Cellular functions - like growth, (programmed) cell death, metabolism etc - ultimately depend of interactions between macromolecules encoded by DNA. Proteins and RNA directly control the cell and regulate its functions through the reactions they perform, by allosteric changes driven by endogeneous and exogeneous factors and by their mutual interactions.
All of these processes involve molecular recognition, i.e. the process by which two or more biological molecules interact to form a specific complex. Molecular recognition is dominated by short-range, often transient, interactions at the contact surface of the interacting molecules. Even conformational changes and assembly of very large macromolecular aggregates, which can be propagated through long distances (tens of Angstroms), are the sum of local interactions between small molecules (like messengers) or macromolecules with their cellular targets.
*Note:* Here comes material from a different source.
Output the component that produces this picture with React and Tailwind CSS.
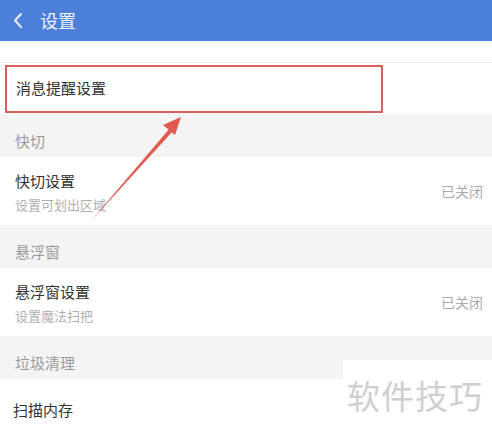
const font = { fontFamily: '"Noto Sans CJK SC", "Noto Sans", sans-serif' };

function Section({ title }) {
  return (
    <div className="h-[43px] bg-[#f4f4f4] flex items-end pb-[6px] px-[15px] text-[15px] leading-[20px] text-[#9a9a9a]">
      {title}
    </div>
  );
}

function Item({ title, sub, value }) {
  return (
    <div className="h-[68px] bg-white flex items-start justify-between pl-[15px] pr-[9px] pt-[14px]">
      <div className="flex flex-col gap-[5px]">
        <span className="text-[15px] leading-[20px] text-[#333]">{title}</span>
        <span className="text-[13px] leading-[18px] text-[#b0b0b0]">{sub}</span>
      </div>
      <span className="text-[14px] leading-[20px] text-[#aaa] mt-[10px]">{value}</span>
    </div>
  );
}

export default function App() {
  return (
    <div className="relative w-[492px] h-[433px] overflow-hidden bg-[#f4f4f4]" style={font}>
      <div className="h-[41px] bg-[#4c7fd7] flex items-center gap-[17px] pl-[13px]">
        <svg width="10" height="17" viewBox="0 0 10 17" fill="none">
          <path d="M8 2L2 8.5l6 6.5" stroke="#e6eefb" strokeWidth="2" strokeLinecap="round" strokeLinejoin="round" />
        </svg>
        <span className="text-[18px] text-[#eef3fc]">设置</span>
      </div>
      <div className="h-[22px] bg-white border-b border-[#eeeeee]" />
      <div className="h-[51px] bg-white flex items-center px-[5px]">
        <div className="w-[378px] h-[48px] border-2 border-[#d5605c] flex items-center pl-[9px] text-[15px] text-[#333]">
          消息提醒设置
        </div>
      </div>
      <Section title="快切" />
      <Item title="快切设置" sub="设置可划出区域" value="已关闭" />
      <Section title="悬浮窗" />
      <Item title="悬浮窗设置" sub="设置魔法扫把" value="已关闭" />
      <Section title="垃圾清理" />
      <div className="h-[62px] bg-white flex items-center px-[13px] text-[15px] text-[#333]">
        扫描内存
      </div>

      <svg className="absolute left-0 top-0" width="492" height="433" viewBox="0 0 492 433">
        <path d="M90 222 L170 128 L173 131 Z" fill="#e05a52" />
        <path d="M181 117 L163 125 L175 135 Z" fill="#e05a52" />
      </svg>

      <div className="absolute left-[343px] top-[360px] w-[149px] h-[73px] bg-white flex items-start pt-[15px] pl-[4px]">
        <span className="text-[33px] leading-[40px] tracking-[1px] text-[#cfcfcf]">软件技巧</span>
      </div>
    </div>
  );
}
Ultimately, therefore, even the understanding of the integration of biological complexes into cellular pathways (the so called 'systems biology') requires mechanistic understanding of the physical basis of molecular recognition. A quantitative description of cellular pathways in molecular terms is still mostly missing, although it would strongly impact on pharmaceutical sciences, as drugs target (and mutations affect) pathways, rather than single biomolecules. Such information is also crucial in nanobiotechnology, e.g. to design artificial sensing devices, which in Nature involve entire cascades of events and not only a single protein.
Molecular simulation constitute a key field to contribute to this issue. It can predict structure, dynamics, energetics, reactivity and spectroscopic properties of the cellular components (i.e. large macromolecular aggregates) involved in these pathways.
Tremendous challenges have to be taken before this ambitious goal can be reached. First, the systems are very complex and so are the interactions involved. In addition, ligand-protein processes involve small changes of free energies (less than 1 eV for non-covalent protein-protein interactions), and they are often entropy-driven. Next, the environment is very complex: cell membranes are far from being a simple lipid bilayer whilst the cytoplasm is far from being a simple aqueous solution. Finally, most often experimental structural information is partially or totally lacking.